„Dass Psychotherapie wirkt, ist bewiesen“
Warum das Credo der schnellen Behandlung bei Depression und Angst nicht funktioniert, erklärt Psychiater Reinhard Haller.
Seelische Leiden nehmen zu, ist der
renommierte Psychiater Reinhard Haller überzeugt. Er warnt, dass das österreichische Gesundheitssystem auf diese Entwicklung nicht ausgerichtet ist.
SN: Verstärken sich psychische Krankheiten durch äußere Umstände?
Es passiert durch äußere Umstände
wie Stress oder verschiedene andere Belastungsfaktoren. Sie sind aber auch mehr ins Interesse gerückt: In der Vergangenheit, als Epidemien
praktisch alltäglich waren, alle zehn Jahre ein Krieg stattfand und die Leute um ihr Überleben kämpfen mussten, haben Depressionen
keine Rolle gespielt. Heute lässt sich eine Verschiebung von körperlichen Krankheiten hin zu psychischen Leiden beobachten.
Ist es für den Staat aus volkswirtschaftlicher Sicht sinnvoll, mehr Geld für Therapie auszugeben?
SN:
Davon bin ich überzeugt. Dass Psychotherapie wirkt, ist bewiesen. Dass ein hohes Bedürfnis danach
besteht, ist auch bewiesen – ebenso, dass sich viele Menschen Therapie schlichtweg nicht leisten können.
Psychotherapeuten gibt es genug, sagen Sie.
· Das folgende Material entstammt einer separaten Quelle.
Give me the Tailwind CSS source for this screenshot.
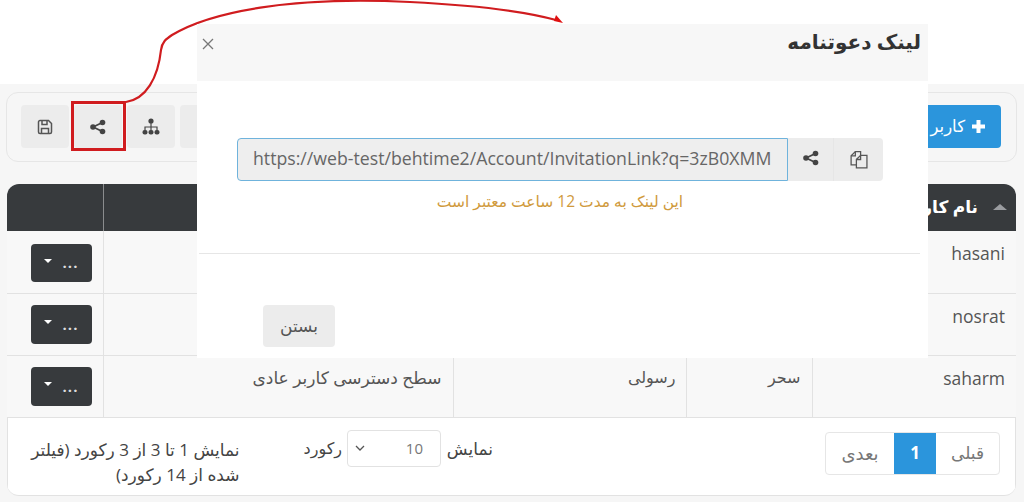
<!DOCTYPE html>
<html lang="fa">
<head>
  <meta charset="UTF-8">
  <title>لینک دعوتنامه</title>
  <script src="https://cdn.jsdelivr.net/npm/@tailwindcss/browser@4"></script>
</head>
<body class="relative w-[1024px] h-[502px] overflow-hidden bg-white font-['Open_Sans','DejaVu_Sans',sans-serif] text-[#555]">

  <!-- Page behind the modal -->
  <div class="mt-[84px] h-[418px] bg-[#f6f6f6] pt-2 pl-[6px] pr-[7px]">
    <div class="h-[70px] rounded-xl border border-[#e6e6e6] flex justify-between items-center pl-[14px] pr-[15px] pb-px">
      <div class="flex gap-[5px]">
        <button class="w-[48px] h-[43px] rounded bg-[#ececec] flex items-center justify-center">
          <svg class="w-4 h-4" viewBox="0 0 16 16" fill="none" stroke="#555" stroke-width="1.5"><path d="M1.500 3a1.500 1.500 0 0 1 1.500-1.500h8.500l3 3V13a1.500 1.500 0 0 1-1.500 1.500H3A1.500 1.500 0 0 1 1.500 13z"/><path d="M5 2v3.500h5V2M4.500 14v-4.500h7V14"/></svg>
        </button>
        <button class="w-[48px] h-[43px] rounded bg-[#ececec] flex items-center justify-center">
          <svg class="w-4 h-4" viewBox="0 0 16 16" fill="#444"><circle cx="12.500" cy="3.500" r="2.800"/><circle cx="12.500" cy="12.500" r="2.800"/><circle cx="3" cy="8" r="2.800"/><path d="M3 8l9.500-4.500M3 8l9.500 4.500" stroke="#444" stroke-width="1.800"/></svg>
        </button>
        <button class="w-[48px] h-[43px] rounded bg-[#ececec] flex items-center justify-center">
          <svg class="w-[18px] h-[18px]" viewBox="0 0 18 18" fill="#444"><circle cx="9" cy="3" r="2.600"/><rect x="0.500" y="12" width="5" height="4.500" rx="2"/><rect x="6.500" y="12" width="5" height="4.500" rx="2"/><rect x="12.500" y="12" width="5" height="4.500" rx="2"/><path d="M9 5v7M3 12V9h12v3" fill="none" stroke="#444" stroke-width="1.200"/></svg>
        </button>
        <button class="w-[48px] h-[43px] rounded bg-[#ececec]"></button>
      </div>
      <button dir="rtl" class="w-[90px] h-[43px] rounded bg-[#2b95dc] text-white text-[16.500px] flex items-center gap-[6px] pr-[15px]">
        <svg class="w-[15px] h-[15px] shrink-0" viewBox="0 0 15 15" fill="#fff"><path d="M5.500 1h4v4.500H14v4H9.500V14h-4V9.500H1v-4h4.500z"/></svg>
        <span>کاربر</span>
      </button>
    </div>

    <div class="mt-[22px] ml-px mr-px h-[312px] rounded-xl border-b border-[#e2e2e2] bg-white overflow-hidden">
      <table dir="rtl" class="w-full table-fixed border-collapse text-[17.500px]">
        <thead>
          <tr class="h-[47px] bg-[#373a3d] text-white">
            <th class="w-[204px] text-right pr-[9px] font-bold text-[17px]">
              <span class="inline-flex items-center gap-[15px] pb-1"><span class="w-0 h-0 border-x-[7px] border-x-transparent border-b-[6px] border-b-[#9a9ca0]"></span><span>نام کاربری</span></span>
            </th>
            <th class="w-[126px] border-r border-[#8a8c8e]"></th>
            <th class="w-[233px] border-r border-[#8a8c8e]"></th>
            <th class="border-r border-[#8a8c8e]"></th>
            <th class="w-[96px] border-r border-[#8a8c8e]"></th>
          </tr>
        </thead>
        <tbody class="bg-[#f8f8f8]">
          <tr class="h-[62px] border-b border-[#e2e2e2]">
            <td class="align-top pt-[9px] pr-[11px] text-right" dir="ltr">hasani</td>
            <td class="border-r border-[#e2e2e2]"></td><td class="border-r border-[#e2e2e2]"></td><td class="border-r border-[#e2e2e2]"></td>
            <td class="border-r border-[#e2e2e2] pr-[11px]"><button class="w-[61px] h-[38px] mt-[2px] rounded bg-[#373a3d] text-white flex items-center justify-center gap-[11px]"><span class="text-[15px] font-bold leading-none tracking-[1px] text-[#ddd]">...</span><span class="w-0 h-0 border-x-[4px] border-x-transparent border-t-[4px] border-t-white -mt-1"></span></button></td>
          </tr>
          <tr class="h-[62px] border-b border-[#e2e2e2]">
            <td class="align-top pt-[9px] pr-[11px] text-right" dir="ltr">nosrat</td>
            <td class="border-r border-[#e2e2e2]"></td><td class="border-r border-[#e2e2e2]"></td><td class="border-r border-[#e2e2e2]"></td>
            <td class="border-r border-[#e2e2e2] pr-[11px]"><button class="w-[61px] h-[39px] rounded bg-[#373a3d] text-white flex items-center justify-center gap-[11px]"><span class="text-[15px] font-bold leading-none tracking-[1px] text-[#ddd]">...</span><span class="w-0 h-0 border-x-[4px] border-x-transparent border-t-[4px] border-t-white -mt-1"></span></button></td>
          </tr>
          <tr class="h-[62px] border-b border-[#e2e2e2]">
            <td class="align-top pt-[9px] pr-[11px] text-right" dir="ltr">saharm</td>
            <td class="align-top pt-[9px] pr-[11px] border-r border-[#e2e2e2] text-[16px]">سحر</td>
            <td class="align-top pt-[9px] pr-[10px] border-r border-[#e2e2e2] text-[16px]">رسولی</td>
            <td class="align-top pt-[9px] pr-[11px] border-r border-[#e2e2e2] text-[17px]">سطح دسترسی کاربر عادی</td>
            <td class="border-r border-[#e2e2e2] pr-[11px]"><button class="w-[61px] h-[39px] rounded bg-[#373a3d] text-white flex items-center justify-center gap-[11px]"><span class="text-[15px] font-bold leading-none tracking-[1px] text-[#ddd]">...</span><span class="w-0 h-0 border-x-[4px] border-x-transparent border-t-[4px] border-t-white -mt-1"></span></button></td>
          </tr>
        </tbody>
      </table>

      <div dir="rtl" class="flex items-start h-[78px] border-x border-[#e2e2e2] pr-[15px] text-[17px] text-[#444]">
        <div class="flex h-[43px] mt-[14px] rounded border border-[#e6e6e6] text-[#777] bg-white">
          <span class="w-[63px] flex items-center justify-center">قبلی</span>
          <span class="w-[42px] bg-[#2b95dc] text-white font-bold flex items-center justify-center">1</span>
          <span class="w-[68px] flex items-center justify-center text-[18px]">بعدی</span>
        </div>
        <div class="flex items-start gap-[5px] mt-3 mr-[332px]">
          <span class="w-[47px] pt-[6px]">نمایش</span>
          <div class="w-[94px] h-[37px] rounded border border-[#e2e2e2] flex items-center justify-between pr-[17px] pl-[7px] text-[#777]">
            <span class="text-[15px]">10</span>
            <svg class="w-[10px] h-[10px]" viewBox="0 0 10 10" fill="none" stroke="#555" stroke-width="1.300"><path d="M1 3l4 4 4-4"/></svg>
          </div>
          <span class="pt-[6px] text-[16px]">رکورد</span>
        </div>
        <p class="w-[212px] mr-[64px] mt-[19px] leading-[25px]">نمایش 1 تا 3 از 3 رکورد (فیلتر شده از 14 رکورد)</p>
      </div>
    </div>
  </div>

  <!-- Red highlight on the share button -->
  <div class="absolute left-[71px] top-[101px] w-[55px] h-[50px] border-[3px] border-[#d01c1f]"></div>

  <!-- Callout arrow -->
  <svg class="absolute left-0 top-0 w-[1024px] h-[120px]" viewBox="0 0 1024 120" fill="none">
    <path d="M126 102C146 99 158 78 161 50C162 42 166 39 172 35C210 12 290 -4 410 2C470 5 520 10 556 20" stroke="#d01c1f" stroke-width="2.200"/>
    <path d="M563 23l-9-2 2-6z" fill="#e01010"/>
  </svg>

  <!-- Modal -->
  <div dir="rtl" class="absolute left-[197px] top-6 w-[731px] h-[334px] bg-white">
    <div class="h-[57px] bg-[#f7f7f7] flex justify-between items-start px-[7px] pt-[3px]">
      <h2 class="text-[20px] font-bold text-[#333]">لینک دعوتنامه</h2>
      <svg class="w-[14px] h-[14px] mt-[10px] -ml-[3px]" viewBox="0 0 14 14" fill="none" stroke="#777" stroke-width="1.300"><path d="M2 2l10 10M12 2L2 12"/></svg>
    </div>
    <div class="pt-[57px] pr-[45px] pl-10">
      <div class="flex h-[43px]">
        <button class="w-[50px] bg-[#ececec] rounded-r flex items-center justify-center border-l border-[#e6e6e6]">
          <svg class="w-[19px] h-[19px]" viewBox="0 0 18 18" fill="none" stroke="#555" stroke-width="1.200"><path d="M11 5V1.500H6L2 5.500V14h5"/><path d="M6 1.500v4H2"/><path d="M7 9l4-4h6v12H7z"/><path d="M11 5v4H7"/></svg>
        </button>
        <button class="w-[45px] bg-[#ececec] flex items-center justify-center">
          <svg class="w-4 h-4 -mt-1" viewBox="0 0 16 16" fill="#444"><circle cx="12.500" cy="3.500" r="2.800"/><circle cx="12.500" cy="12.500" r="2.800"/><circle cx="3" cy="8" r="2.800"/><path d="M3 8l9.500-4.500M3 8l9.500 4.500" stroke="#444" stroke-width="1.800"/></svg>
        </button>
        <input dir="ltr" readonly value="https://web-test/behtime2/Account/InvitationLink?q=3zB0XMM" class="flex-1 min-w-0 pl-[15px] pb-[2px] bg-[#eeeeee] border border-[#6fb3dc] rounded-l text-[17.700px] text-[#666]">
      </div>
      <p class="text-center text-[15.500px] text-[#d09a3c] mt-[9px]">این لینک به مدت 12 ساعت معتبر است</p>
    </div>
    <div class="mt-[40px] mr-[8px] ml-[2px] border-t border-[#e6e6e6]"></div>
    <div class="pt-[51px] pr-[593px]">
      <button class="w-[72px] h-[42px] pb-[2px] rounded bg-[#ececec] text-[17px] text-[#555]">بستن</button>
    </div>
  </div>
</body>
</html>
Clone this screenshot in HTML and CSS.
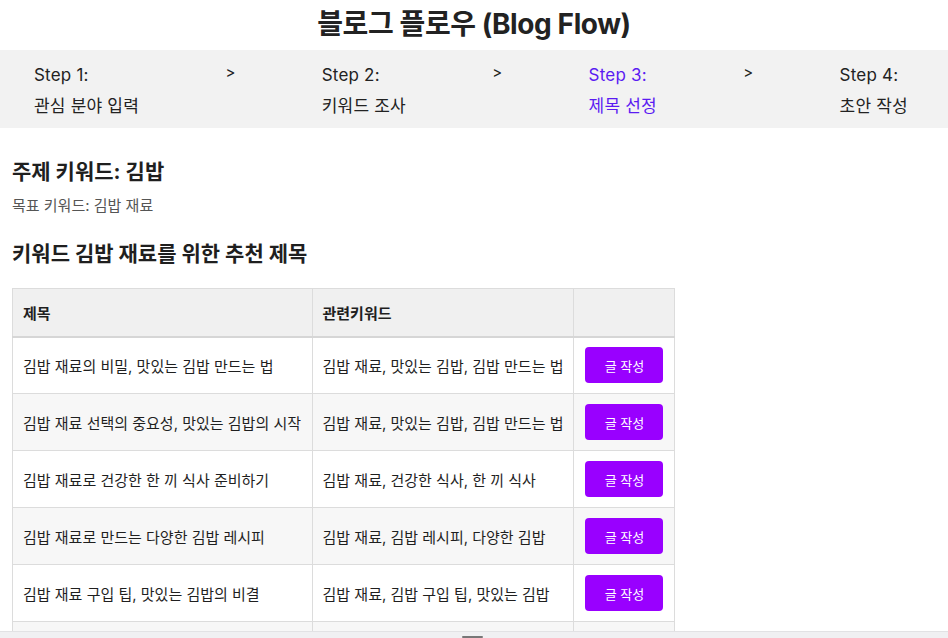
FILE: index.html
```html
<!DOCTYPE html>
<html lang="ko">
<head>
<meta charset="utf-8">
<title>블로그 플로우</title>
<link rel="stylesheet" href="styles.css">
</head>
<body>
<h1 class="title">블로그 플로우 (Blog Flow)</h1>
<nav class="steps">
  <div class="step"><div class="step-num">Step 1:</div><div class="step-name">관심 분야 입력</div></div>
  <div class="sep">&gt;</div>
  <div class="step"><div class="step-num">Step 2:</div><div class="step-name">키워드 조사</div></div>
  <div class="sep">&gt;</div>
  <div class="step active"><div class="step-num">Step 3:</div><div class="step-name">제목 선정</div></div>
  <div class="sep">&gt;</div>
  <div class="step"><div class="step-num">Step 4:</div><div class="step-name">초안 작성</div></div>
</nav>
<main class="content">
  <h2 class="topic">주제 키워드: 김밥</h2>
  <p class="target">목표 키워드: 김밥 재료</p>
  <h2 class="rec">키워드 김밥 재료를 위한 추천 제목</h2>
  <table class="titles">
    <thead>
      <tr><th class="c1">제목</th><th class="c2">관련키워드</th><th class="c3"></th></tr>
    </thead>
    <tbody>
      <tr><td>김밥 재료의 비밀, 맛있는 김밥 만드는 법</td><td>김밥 재료, 맛있는 김밥, 김밥 만드는 법</td><td><button class="btn">글 작성</button></td></tr>
      <tr><td>김밥 재료 선택의 중요성, 맛있는 김밥의 시작</td><td>김밥 재료, 맛있는 김밥, 김밥 만드는 법</td><td><button class="btn">글 작성</button></td></tr>
      <tr><td>김밥 재료로 건강한 한 끼 식사 준비하기</td><td>김밥 재료, 건강한 식사, 한 끼 식사</td><td><button class="btn">글 작성</button></td></tr>
      <tr><td>김밥 재료로 만드는 다양한 김밥 레시피</td><td>김밥 재료, 김밥 레시피, 다양한 김밥</td><td><button class="btn">글 작성</button></td></tr>
      <tr><td>김밥 재료 구입 팁, 맛있는 김밥의 비결</td><td>김밥 재료, 김밥 구입 팁, 맛있는 김밥</td><td><button class="btn">글 작성</button></td></tr>
      <tr class="cut"><td></td><td></td><td></td></tr>
    </tbody>
  </table>
</main>
<div class="bottom-bar"><span class="handle"></span></div>
</body>
</html>
```

FILE: styles.css
```css
* { box-sizing: border-box; }
html, body { margin: 0; padding: 0; }
body {
  font-family: Inter, "Noto Sans CJK KR", sans-serif;
  color: #1f1f1f;
  background: #fff;
  overflow: hidden;
  height: 638px;
}
.title {
  margin: 0;
  height: 50px;
  line-height: 48px;
  text-align: center;
  font-size: 28px;
  font-weight: 700;
  color: #222;
  letter-spacing: -0.4px;
}
.steps {
  display: flex;
  justify-content: space-between;
  align-items: flex-start;
  background: #f2f2f2;
  height: 78px;
  padding: 12px 40px 0 34px;
}
.step { font-size: 17px; color: #222; letter-spacing: 0.2px; }
.step-num { line-height: 26px; height: 31px; }
.step-name { line-height: 26px; }
.step.active { color: #5b1bf2; }
.sep { font-size: 15px; line-height: 22px; color: #222; }
.content { padding: 0 12px; }
.topic {
  margin: 30px 0 0;
  font-size: 21px;
  line-height: 28px;
  font-weight: 700;
}
.target {
  margin: 10px 0 0;
  font-size: 15px;
  line-height: 20px;
  color: #555;
}
.rec {
  margin: 24px 0 0;
  font-size: 21px;
  line-height: 28px;
  font-weight: 700;
}
.titles {
  margin-top: 20px;
  border-collapse: collapse;
  width: 663px;
  font-size: 15px;
}
.titles th, .titles td {
  border: 1px solid #dcdcdc;
  text-align: left;
  padding: 0 10px;
  white-space: nowrap;
}
.titles td:last-child { padding-left: 11px; }
.titles th {
  background: #f0f0f0;
  height: 48px;
  font-weight: 700;
  border-bottom: 2px solid #d6d6d6;
}
.titles td { height: 57px; }
.titles tbody tr:nth-child(even) td { background: #f7f7f7; }
.c1 { width: 300px; }
.c2 { width: 262px; }
.c3 { width: 101px; }
.btn {
  display: block;
  width: 78px;
  height: 36px;
  border: 0;
  border-radius: 4px;
  background: #9900ff;
  color: #fff;
  font-family: inherit;
  font-size: 13px;
  cursor: pointer;
}
.bottom-bar {
  position: fixed;
  left: 0; right: 0; bottom: 0;
  height: 7px;
  background: #f0f0f2;
  border-top: 1px solid #e2e2e4;
}
.handle {
  position: absolute;
  left: 462px;
  bottom: 0;
  width: 21px;
  height: 2px;
  background: #777;
  border-radius: 1px;
}
```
Wie sieht es mit jenen mit Kassenvertrag aus? Gilt das auch für diese?
SN:
Nein, und das ist ein Problem. Es ist eine alte Forderung, dass man der Entwicklung mehr Rechnung tragen und daher auch die Psychotherapeuten ordentlich auf Kassenkosten entlohnen müsste.
Kann man sagen, wie sich jüngste Krisen wie die Pandemie und der Ukraine-Krieg auf die Psyche auswirken?
SN:
Die Wirkung gibt es, aber um alle Folgen abzusehen, ist es noch zu früh. Zum Teil zeigen sich aber
überraschende Ergebnisse. Als es zum ersten Lockdown gekommen
ist, habe ich eine Zunahme von Suiziden erwartet. Tatsache aber war, dass sie zurückgingen. Das hat wohl damit zu tun gehabt, dass die Menschen sich besser gegenseitig geholfen haben. Man ist enger zusammengerückt. Später hat sich das geändert. Angstzustände und Verunsicherung haben zugenommen.
Haben wir überhaupt die Kapazitäten, um Betroffene angemessen behandeln zu können?
SN:
Als Hauptproblem sehe ich den gewaltigen Druck im österreichischen Gesundheitssystem, die Menschen möglichst kurz zu behandeln. Das kann vielleicht in manchen Disziplinen funktionieren. Bei der Psyche ist das nicht der Fall. Bei einer Depression dauert es einfach länger, bis man sich erholen kann.
Reinhard Haller ist Psychiater, Psychotherapeut und Buchautor. Bis 2017
war er Chefarzt des Krankenhauses und Suchtzentrums Maria Ebene.